• _Your task_:
Copy from the first line below down to and including the line with "import React from". Skip the pictures.

• _Data segment_:
(begin)
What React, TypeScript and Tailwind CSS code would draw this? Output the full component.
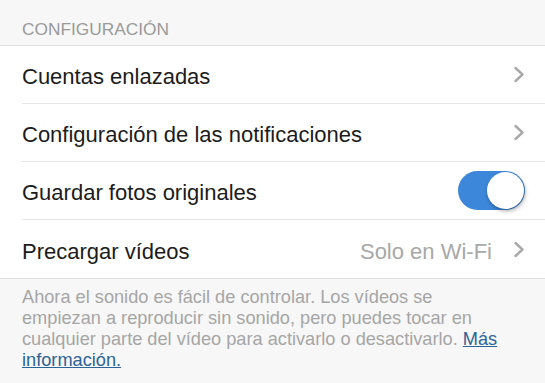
import React from "react";

function Chevron() {
  return (
    <svg width="12" height="17" viewBox="0 0 12 17" className="shrink-0">
      <polyline points="2.5,2 9.5,8.5 2.5,15" fill="none" stroke="#a9a9a9" strokeWidth="2.4" strokeLinecap="round" strokeLinejoin="round" />
    </svg>
  );
}

function Row({ label, right, last }: { label: string; right: React.ReactNode; last?: boolean }) {
  return (
    <div className="pl-[22px]">
      <div className={"flex h-[58px] items-center pr-[20px] " + (last ? "" : "border-b border-[#e6e6e6]")}>
        <span className="mt-[4px] flex-1 text-[22px] text-[#1c1c1c]">{label}</span>
        {right}
      </div>
    </div>
  );
}

export default function App() {
  return (
    <div className="w-[545px] h-[383px] overflow-hidden bg-[#f7f7f7]" style={{ fontFamily: '"Liberation Sans", Arial, sans-serif' }}>
      <div className="h-[46px] border-b border-[#dedede] pl-[22px] pt-[19px] text-[17.3px] leading-[20px] text-[#9a9a9a]">
        CONFIGURACIÓN
      </div>
      <div className="bg-white border-b border-[#dedede]">
        <Row label="Cuentas enlazadas" right={<Chevron />} />
        <Row label="Configuración de las notificaciones" right={<Chevron />} />
        <Row
          label="Guardar fotos originales"
          right={
            <div className="relative h-[39px] w-[67px] rounded-full bg-[#3d87da]">
              <div className="absolute right-[1px] top-[1px] h-[37px] w-[37px] rounded-full bg-white shadow-[1px_2px_4px_rgba(0,0,0,0.35)]" />
            </div>
          }
        />
        <Row
          label="Precargar vídeos"
          last
          right={
            <div className="flex items-center gap-[21px]">
              <span className="mt-[4px] text-[22px] text-[#a8a8a8]">Solo en Wi-Fi</span>
              <Chevron />
            </div>
          }
        />
      </div>
      <div className="pl-[22px] pt-[8px] text-[18.2px] leading-[21px] text-[#a6a6a6] whitespace-nowrap">
        Ahora el sonido es fácil de controlar. Los vídeos se
        <br />
        empiezan a reproducir sin sonido, pero puedes tocar en
        <br />
        cualquier parte del vídeo para activarlo o desactivarlo.{" "}
        <span className="text-[#2d6496] underline">Más</span>
        <br />
        <span className="text-[#2d6496] underline">información.</span>
      </div>
    </div>
  );
}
(end)
• _Complete answer_:
What React, TypeScript and Tailwind CSS code would draw this? Output the full component.
import React from "react";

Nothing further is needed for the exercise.